Stated problem => Retype, exactly as they stand, the lines from the start of the data to the line that contains "MdOutlineSmartToy, MdSend, MdMoreVert", both ends included. Leave the pictures out.

Stored data =>
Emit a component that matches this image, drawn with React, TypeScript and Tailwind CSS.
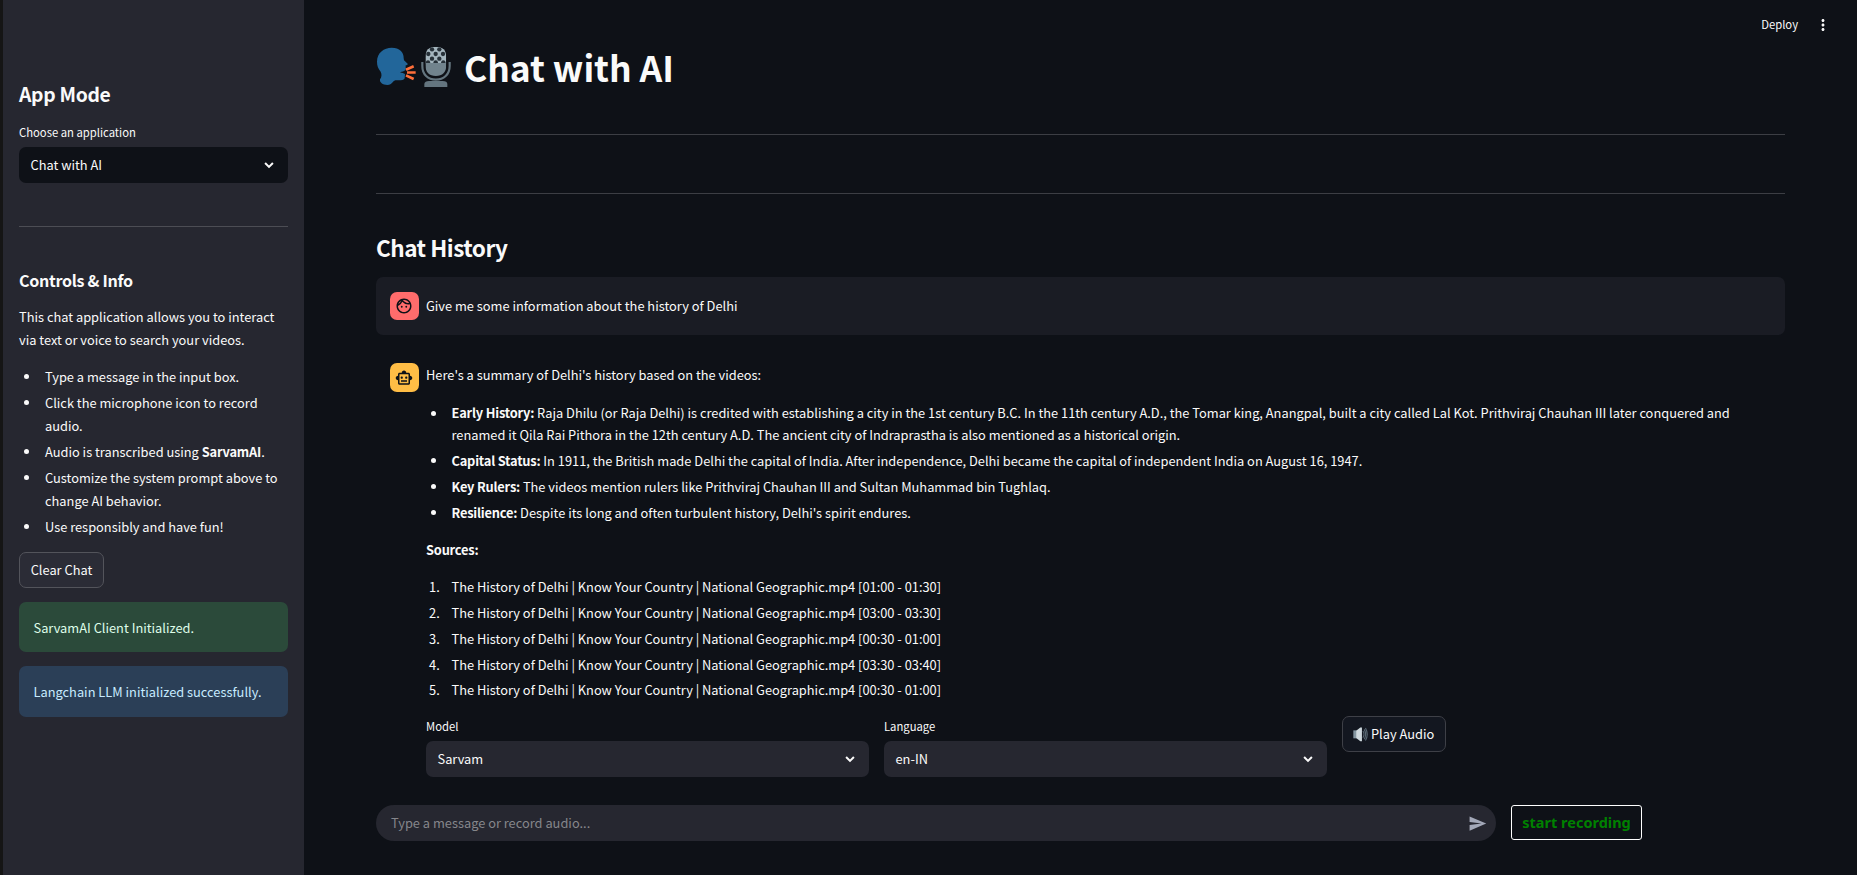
import React from "react";
import { MdOutlineFace, MdOutlineSmartToy, MdSend, MdMoreVert } from "react-icons/md";

const history = [
  ["Capital Status:", "In 1911, the British made Delhi the capital of India. After independence, Delhi became the capital of independent India on August 16, 1947."],
  ["Key Rulers:", "The videos mention rulers like Prithviraj Chauhan III and Sultan Muhammad bin Tughlaq."],
  ["Resilience:", "Despite its long and often turbulent history, Delhi's spirit endures."],
];

const sources = ["01:00 - 01:30", "03:00 - 03:30", "00:30 - 01:00", "03:30 - 03:40", "00:30 - 01:00"];

const meshHoles = [
  [216, 58], [238, 58], [205, 72], [227, 72], [249, 72], [216, 86], [238, 86], [204, 97], [227, 97], [250, 97],
];

function TitleIcons() {
  return (
    <svg viewBox="48 48 228 126" className="h-[42px] w-[76px] shrink-0" aria-hidden="true">
      <path
        fill="#22669a"
        d="M51 95C51 68 72 53 95 53C119 53 131 66 131 84L132 91L143 101C144 104 141 105 137 106L137 120C132 124 126 125 120 127C126 130 131 129 135 132L134 145C132 152 120 151 106 151C97 153 98 165 82 165C68 165 58 157 60 148C65 142 66 133 62 125C54 115 51 107 51 95Z"
      />
      <path stroke="#ff6f3a" strokeWidth="8" d="M138 119L161 109M141 127.500H167M138 136L161 147" />
      <clipPath id="capsule">
        <path d="M196 82C196 60 207 50 227.500 50S259 60 259 82V105C259 127 247 138 227.500 138S196 127 196 105Z" />
      </clipPath>
      <g clipPath="url(#capsule)">
        <rect x="196" y="50" width="63" height="50" fill="#a3b4bd" />
        {meshHoles.map(([cx, cy]) => (
          <circle key={`${cx}-${cy}`} cx={cx} cy={cy} r="6.500" fill="#263038" />
        ))}
        <rect x="196" y="99" width="63" height="40" fill="#71838d" />
      </g>
      <path fill="none" stroke="#64757f" strokeWidth="6.500" d="M187 96V108C187 134 204 149 227.500 149S269 134 269 108V96" />
      <path fill="#64757f" d="M193 171V162C193 156 199 153 207 153H248C257 153 262 156 262 162V171Z" />
    </svg>
  );
}

function SpeakerIcon() {
  return (
    <svg viewBox="68 49 47 46" className="mr-[3px] h-[15px] w-[15px] shrink-0" aria-hidden="true">
      <path fill="#8496a1" d="M69 59H80V84H69Z" />
      <path fill="#cfd9de" d="M78 60L91 50H96V93H91L78 83Z" />
      <path fill="none" stroke="#596873" strokeWidth="3.500" d="M99 61C103 67 103 76 99 82M103 56C109 66 109 77 103 87M107 52C114 64 114 79 107 91" />
    </svg>
  );
}

function Chevron() {
  return (
    <svg viewBox="0 0 18 18" className="mb-px size-[18px]" fill="none" stroke="currentColor" strokeWidth="2" aria-hidden="true">
      <path d="M5.100 7L9 10.900L12.900 7" />
    </svg>
  );
}

function Bullet() {
  return <span className="mt-[9px] mr-[16px] ml-[5px] size-[5px] shrink-0 rounded-full bg-[#fafafa]" />;
}

function Select({ value, className }: { value: string; className: string }) {
  return (
    <div className={`flex h-9 items-center justify-between rounded-[7px] pl-[11.5px] pr-[10px] ${className}`}>
      <span className="pb-px">{value}</span>
      <Chevron />
    </div>
  );
}

function Sidebar() {
  return (
    <aside className="flex w-[304px] shrink-0 flex-col border-l-[3px] border-[#151515] bg-[#262730] pt-[81px] pr-4 pl-4">
      <h2 className="h-[26px] text-[19.34px] leading-[26px] font-bold tracking-[-0.3px]">App Mode</h2>
      <label className="mt-[15px] pt-px text-[11.28px] leading-[19px]">Choose an application</label>
      <Select value="Chat with AI" className="mt-[5px] bg-[#0e1117]" />
      <hr className="mt-[43px] border-[#4c4d54]" />
      <h3 className="mt-[42px] text-[16.1px] leading-[22px] font-bold tracking-[-0.3px]">Controls &amp; Info</h3>
      <p className="mt-[14px]">
        This chat application allows you to interact
        <br />
        via text or voice to search your videos.
      </p>
      <ul className="mt-[14px] flex flex-col gap-[3px]">
        <li className="flex"><Bullet /><span>Type a message in the input box.</span></li>
        <li className="flex"><Bullet /><span>Click the microphone icon to record<br />audio.</span></li>
        <li className="flex"><Bullet /><span>Audio is transcribed using <b className="font-semibold tracking-[-0.18px]">SarvamAI</b>.</span></li>
        <li className="flex"><Bullet /><span>Customize the system prompt above to<br />change AI behavior.</span></li>
        <li className="flex"><Bullet /><span>Use responsibly and have fun!</span></li>
      </ul>
      <button className="mt-[14px] h-9 w-[85px] rounded-[7px] border border-[#53545b] bg-[#2b2c36] pb-[2px]">Clear Chat</button>
      <div className="mt-[14px] flex h-[50px] items-center rounded-[7px] bg-[#2b4a3a] pl-[14.5px] text-[#dffde9]">SarvamAI Client Initialized.</div>
      <div className="mt-[14px] flex h-[51px] items-center rounded-[7px] bg-[#2b3f57] pl-[14.5px] text-[#c7ebff]">Langchain LLM initialized successfully.</div>
    </aside>
  );
}

export default function App() {
  return (
    <div className="flex h-[875px] w-[1857px] overflow-hidden bg-[#0e1117] text-[12.84px] leading-[23px] whitespace-nowrap text-[#fafafa] [font-family:'Noto_Sans_CJK_SC',sans-serif]">
      <Sidebar />
      <main className="relative flex w-[1481px] flex-col pt-[42px] pl-[72px]">
        <div className="absolute top-[13px] -right-[47px] flex items-center gap-4">
          <span className="text-[11.28px]">Deploy</span>
          <MdMoreVert className="size-[18px]" />
        </div>
        <h1 className="flex h-12 items-start text-[35.45px] leading-[50px] font-bold tracking-[-0.06px]">
          <span className="mr-3 pt-1"><TitleIcons /></span>
          Chat with AI
        </h1>
        <hr className="mt-[44px] border-[#3c3e44]" />
        <hr className="mt-[58px] border-[#3c3e44]" />
        <h2 className="mt-[38px] text-[22.56px] leading-[30px] font-bold tracking-[-0.5px]">Chat History</h2>
        <div className="mt-[15px] flex h-[58px] items-center gap-[7px] rounded-[7px] bg-[#1a1c24] pl-[14px]">
          <span className="flex h-[28px] w-[29px] items-center justify-center rounded-[7px] bg-[#ff6c6c] pr-px text-[#0e1117]"><MdOutlineFace className="size-[18px]" /></span>
          <span className="pb-[2px]">Give me some information about the history of Delhi</span>
        </div>
        <div className="mt-7 flex gap-[7px] pl-[14px]">
          <span className="flex size-[29px] shrink-0 items-center justify-center rounded-[7px] bg-[#ffbd45] pr-px text-[#0e1117]"><MdOutlineSmartToy className="size-[18px]" /></span>
          <div className="flex flex-1 flex-col">
            <p>Here's a summary of Delhi's history based on the videos:</p>
            <ul className="mt-[15px] -ml-[0.5px] flex flex-col gap-[3px]">
              <li className="flex h-[45px] pt-px leading-[22px]">
                <Bullet />
                <span>
                  <b className="font-semibold tracking-[-0.2px]">Early History:</b> Raja Dhilu (or Raja Delhi) is credited with establishing a city in the 1st century B.C. In the 11th century A.D., the Tomar king, Anangpal, built a city called Lal Kot. Prithviraj Chauhan III later conquered and
                  <br />
                  renamed it Qila Rai Pithora in the 12th century A.D. The ancient city of Indraprastha is also mentioned as a historical origin.
                </span>
              </li>
              {history.map(([name, text]) => (
                <li key={name} className="flex"><Bullet /><span><b className="font-semibold tracking-[-0.2px]">{name}</b> {text}</span></li>
              ))}
            </ul>
            <p className="mt-[14px] font-semibold tracking-[-0.2px]">Sources:</p>
            <ol className="mt-[14px] -ml-[0.5px] flex flex-col gap-[3px]">
              {sources.map((time, i) => (
                <li key={i} className="flex last:-mt-[0.8px]"><span className="w-[26px] pl-[3.5px]">{i + 1}.</span><span>The History of Delhi | Know Your Country | National Geographic.mp4 [{time}]</span></li>
              ))}
            </ol>
            <div className="mt-[14.8px] flex items-start gap-[15px]">
              <div className="w-[443px]">
                <div className="mb-[5px] pt-px text-[11.28px] leading-[19px]">Model</div>
                <Select value="Sarvam" className="bg-[#262730]" />
              </div>
              <div className="w-[443px]">
                <div className="mb-[5px] pt-px text-[11.28px] leading-[19px]">Language</div>
                <Select value="en-IN" className="bg-[#262730]" />
              </div>
              <button className="flex h-9 w-[104px] items-center rounded-[7px] border border-[#3e4047] bg-[#131720] pl-[10px]">
                <SpeakerIcon />
                <span className="pb-[2px]">Play Audio</span>
              </button>
            </div>
          </div>
        </div>
        <div className="mt-7 flex gap-[15px]">
          <div className="flex h-9 w-[1120px] items-center justify-between rounded-full bg-[#262730] pr-[9px] pl-[15px]">
            <span className="pb-[2px] text-[#85868b]">Type a message or record audio...</span>
            <MdSend className="size-[19px] text-[#a3a8b8]" />
          </div>
          <button className="h-[35px] w-[131px] rounded-[3px] border border-white text-[14.5px] font-bold text-[#008000] [font-family:'Noto_Sans',sans-serif]">start recording</button>
        </div>
      </main>
    </div>
  );
}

Exercise answer =>
Emit a component that matches this image, drawn with React, TypeScript and Tailwind CSS.
import React from "react";
import { MdOutlineFace, MdOutlineSmartToy, MdSend, MdMoreVert } from "react-icons/md";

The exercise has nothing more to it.